SN: How much worse was it given the pressure of being a French Canadian playing for the Canadiens and feeling like you weren’t getting a fair chance to prove you could contribute to the team’s success?

Daniel Briere: “I was okay and willing to live with it because all I cared about was trying to find a way to help the team. If the coach or the players didn’t feel like I could keep up with them, I wanted to make sure that in the room I could be the best teammate and the best leader to help them through.

“It was the same thing with Michel. I was willing to help him out in the room. I knew he had a bad reputation. I knew that coming in. But I thought he might rely on me to help him out with the dressing room.

“That he didn’t was probably the thing I was most surprised with. I don’t know if he felt like I was a threat to him, but it’s the one thing I wish we could have a redo on.”

SN: You came to Montreal having scored 109 points in 108 playoff games, and in the second round of the 2014 playoffs Therrien scratched you for what turned out to be a 4-0 loss for the Canadiens in Game 5. Your teammate at the time, David Desharnais, says in your book that he was absolutely shocked. How did you take it?

Daniel Briere: “That decision to scratch me in Game 5 made completely no sense to me. I’m not trying to be arrogant here. We all have our strengths and our weaknesses, and there’s things I know I didn’t do well over the course of my career, but the one thing I did was I was a gamer.

“When I saw that, I just couldn’t believe it. It made absolutely no sense to me. I didn’t know what the thinking was. We ended up getting beat badly that game, so in a sense maybe he did me a favour.
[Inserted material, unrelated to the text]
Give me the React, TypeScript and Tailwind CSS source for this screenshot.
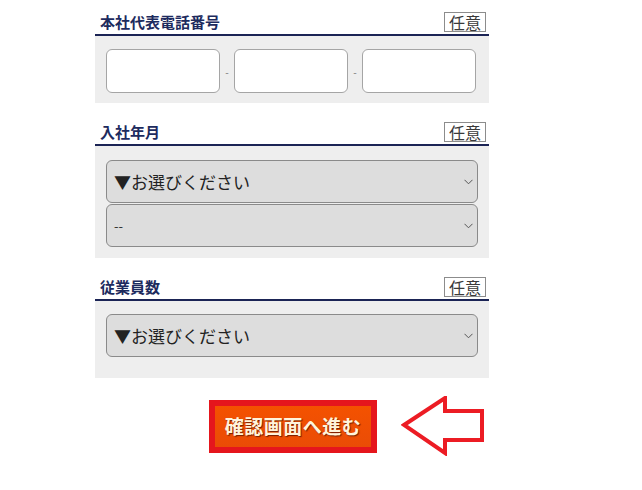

I would not have changed the outcome of the game myself, playing on the fourth line.

“But I had an assist in the first game in Boston in overtime, I had a couple of big plays in the sweep over Tampa in Round 1—including the one in overtime when Dale Weise scored. So to me that decision just made no sense. What if we got in the crunch or got to overtime that night? You have someone on the fourth line who has done it many times and has the confidence to do it. It was just baffling to me. It got to the point where I was wondering how much he wanted to win. That’s how deep it goes as a player. But at the end of the day he’s the coach and he’s hired to do that, and I had to go along and had no say. I had to keep moving forward, which I did for the next two games of the series.”

Briere played just nine shifts and a total of 8:06 in Game 7 and got the last laugh by setting up Montreal’s first goal and adding one of his own to put the Canadiens up 3-1 with less than six minutes remaining, helping them to the Eastern Conference Final.

His book, which is filled with his thoughts on experiences like that, is currently only available in French. But he did mentioned there is a possibility it will be released in English at some point in the near future.